Two of the most heavily reported issues in national media this year demonstrate just how corrosive coal is to Indian society. After a summer of record-breaking temperatures, a delayed monsoon and crippling crop failures, severe blackouts cut over 700 million people from power during two long hot days. The blackouts were blamed on rising energy demands, inefficient centralized grids, critically low coal buffer reserves at power plants and the inability of coal plants to meet peak load demands. Public anger towards the energy industry was at its peak but nothing could prepare India for a political coal scandal to the tune of $33bn. Coal-Gate landed itself on the front pages of newspapers the world over, propelling anti-corruption campaigners like Arvind Kejriwal to international acclaim.
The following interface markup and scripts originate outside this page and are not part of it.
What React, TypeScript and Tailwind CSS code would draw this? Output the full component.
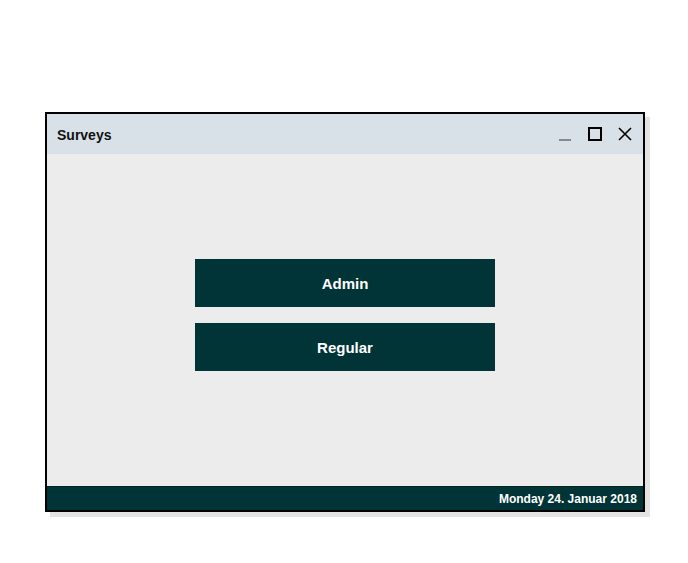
export default function App() {
  return (
    <main className="min-h-screen bg-white pt-[112px] pl-[45px]" style={{ fontFamily: '"Liberation Sans", Arial, sans-serif' }}>
      <div className="flex h-[400px] w-[600px] flex-col border-2 border-black bg-[#ececec] shadow-[5px_5px_0_#e3e3e3]">
        <div className="flex h-[40px] items-center justify-between bg-[#d9e1e8] pl-[10px] pr-[10px]">
          <span className="pt-[2px] text-[14px] font-bold text-[#111]">Surveys</span>
          <div className="flex items-center gap-[14px]">
            <svg width="16" height="16" viewBox="0 0 16 16">
              <line x1="2" y1="14" x2="14" y2="14" stroke="#888" strokeWidth="2" />
            </svg>
            <svg width="16" height="16" viewBox="0 0 16 16">
              <rect x="2" y="2" width="12" height="12" fill="none" stroke="#000" strokeWidth="2" />
            </svg>
            <svg width="16" height="16" viewBox="0 0 16 16">
              <path d="M2 2 L14 14 M14 2 L2 14" stroke="#000" strokeWidth="1.6" />
            </svg>
          </div>
        </div>
        <div className="flex flex-1 flex-col items-center justify-center gap-4 pb-[10px]">
          <button className="h-[48px] w-[300px] bg-[#003436] pt-[3px] text-[15px] font-bold text-white">Admin</button>
          <button className="h-[48px] w-[300px] bg-[#003436] pt-[3px] text-[15px] font-bold text-white">Regular</button>
        </div>
        <div className="flex h-[24px] items-center justify-end border-t border-[#00281c] bg-[#003436] pr-[6px]">
          <span className="text-[12px] font-bold text-white">Monday 24. Januar 2018</span>
        </div>
      </div>
    </main>
  );
}
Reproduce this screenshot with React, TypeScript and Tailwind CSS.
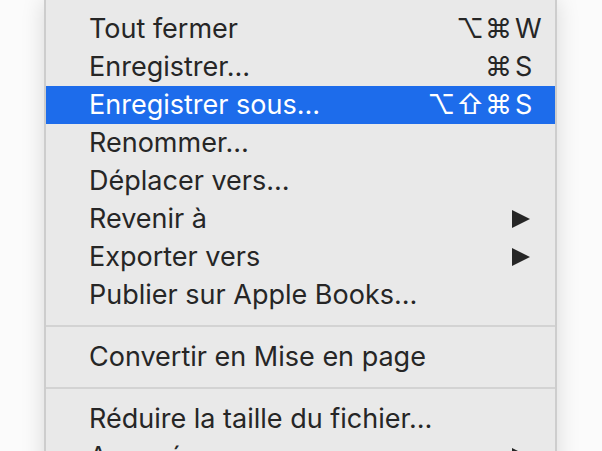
import React from 'react';

type Item =
  | { type: 'item'; label: string; mods?: string; keyChar?: string; submenu?: boolean; active?: boolean }
  | { type: 'sep' };

const items: Item[] = [
  { type: 'item', label: 'Tout fermer', mods: '⌥⌘', keyChar: 'W' },
  { type: 'item', label: 'Enregistrer…', mods: '⌘', keyChar: 'S' },
  { type: 'item', label: 'Enregistrer sous…', mods: '⌥⇧⌘', keyChar: 'S', active: true },
  { type: 'item', label: 'Renommer…' },
  { type: 'item', label: 'Déplacer vers…' },
  { type: 'item', label: 'Revenir à', submenu: true },
  { type: 'item', label: 'Exporter vers', submenu: true },
  { type: 'item', label: 'Publier sur Apple Books…' },
  { type: 'sep' },
  { type: 'item', label: 'Convertir en Mise en page' },
  { type: 'sep' },
  { type: 'item', label: 'Réduire la taille du fichier…' },
  { type: 'item', label: 'Avancé', submenu: true },
];

function Arrow({ active }: { active?: boolean }) {
  return (
    <svg width="19" height="18" viewBox="0 0 19 18" className={active ? 'text-white' : 'text-[#262626]'}>
      <path d="M1 0 L19 9 L1 18 Z" fill="currentColor" />
    </svg>
  );
}

function MenuRow({ item }: { item: Extract<Item, { type: 'item' }> }) {
  return (
    <div
      className={
        'flex h-[38px] items-center pl-[43px] pr-[8px] ' +
        (item.active ? 'bg-[#1d6ceb] text-white' : 'text-[#262626]')
      }
    >
      <span className="flex-1 whitespace-nowrap">{item.label}</span>
      {item.keyChar && (
        <span className="flex items-center">
          <span className="text-right tracking-[1px]">{item.mods}</span>
          <span className="w-[34px] pl-[2px] text-left">{item.keyChar}</span>
        </span>
      )}
      {item.submenu && (
        <span className="flex w-[36px] justify-start">
          <Arrow active={item.active} />
        </span>
      )}
    </div>
  );
}

export default function App() {
  return (
    <div className="h-[451px] w-[602px] overflow-hidden bg-[#fbfbfb]">
      <div
        className="ml-[44px] w-[513px] border-x-2 border-[#cdcdcd] bg-[#e9e9e9] pt-[10px] text-[27px] leading-[38px] shadow-[0_0_22px_rgba(0,0,0,0.14)]"
        style={{ fontFamily: 'Inter, "Liberation Sans", sans-serif' }}
      >
        {items.map((item, i) =>
          item.type === 'sep' ? (
            <div key={i} className="flex h-[24px] items-center">
              <div className="h-[2px] w-full bg-[#d3d3d3]" />
            </div>
          ) : (
            <MenuRow key={i} item={item} />
          )
        )}
      </div>
    </div>
  );
}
Evidence released to the media showed how government officials had created a windfall for private companies to secure rock bottom prices on coal mine development sites, completely dismissing the tender process and passing it off under the guise of “public interest”.

One wonders what kind of interest the public will be paying when the industry that is responsible for premature deaths of over 70,000 a year, forced displacement and dispossession, and the destruction of thousands of hectares of fragile forest ecosystems, is put at the centre of mass financial corruption. When eminent climate scientist, Professor James Hanson classed coal-fired power stations as death factories, he was laughed off as a fanatic. His comments were aimed at highlighting the imbalance in our climatic systems resulting from increased carbon emissions. Just as Hanson predicted, torrential rains in China, widespread droughts in the US, landslides in Bangladesh, record summer temperatures in India, Hurricane Sandy and other deadly extreme weather events of 2012 are all evidence that the climate is changing. But who needs to validate climate predictions when in India, coal is already a killer?

Besides the negative impact on lives, livelihoods and livestock, for India, coal is neither cheap nor accessible. The fall in demand for coal in the U.S. has not halted the rising coal prices of the majority of exports to India that come from Indonesia, Australia and South Africa. Coal prices have thus remained high and continue to give power generators a tough time. Thermal plants rely heavily on bank loans but as was the recent case of the TATA Mundra, India’s first ultra mega power project, inaccurate forecasts of coal prices has now forced the company to plead for higher power tariffs as opposed to the tariffs that bagged them the project during the tender process. Witnessing an energy giant like the TATA’s face heat is a sure shot way to unnerve banks. Strong arguments in favor of renewable energy thus prevail, especially given the recent reverse auctions in India resulted in power producers willing to sell solar power almost in parity with coal. It’s only a matter of time that the economies of scale kicks in for solar and drive prices further down.  

A dog relaxes on a heap of coal at the Kankaria Railway Yard in Ahmedabad on September 5, 2012. Photograph: Getty Images

So here comes the good news. An exciting number of examples of decentralized renewable energy have sprung up across India where social entrepreneurs are bringing energy to thousands of poor households, setting a precedent for the immense potential of solar as a clean, sustainable and rapidly-turning-cheap source of energy. A particularly unique approach has been adopted by organizers in the remote village of Sompeta in the state of Andhra Pradesh. The locals have been fighting a proposed thermal power plant (2,640 MW) over the last three years. Relay hunger strikes for over 1000 days and the loss of 3 innocent lives has galvanized the community to fight the plant tooth and nail. But over the last six months, the villagers have turned to the sun to answer their energy needs. Defeating the logic that coal is a necessary evil, solar energy has come as a boon to the villagers. One hundred and sixty families have adopted it and after witnessing a dramatic drop in their electricity bills, nearly 2,000 families are signed up to go solar in the coming few months. With banks offering loans and small subsidies from the state government, locals are accepting this change at a remarkable pace.

It may be for these reasons that coal has become the central issue for environmental and social campaign groups across South Asia. Following the Greenpeace Junglistan campaign earlier this year, India saw one of its largest displays of national action against coal. On November 10th, 350.org‘s “India Beyond Coal” campaign saw over 60 actions registered in 23 states across the country. From thousands surrounding a thermal plant in Chattisgarh to street artists coming together in Kolkata, various forms of protests by ordinary citizens raised a much needed alarm against India’s addiction to coal. The campaign was supported by solidarity actions in South Africa, Australia, France and right here in the UK, aiming to connect the dots of our global fossil fuel addiction at home and abroad. Mass action on this scale is a heavy reminder to us in the UK that we risk losing the battle over our government’s commitments under the prized Climate Act. We can and must fight for this Act, a groundbreaking piece of legislation put in place to provide clean air, safe energy, and a stable climate for present and future generations. Climate change puts a lot at stake in India, the UK and the rest of the world. Though our policies and methods to tackle them might be different, weaning away from coal for both nations is an inescapable option.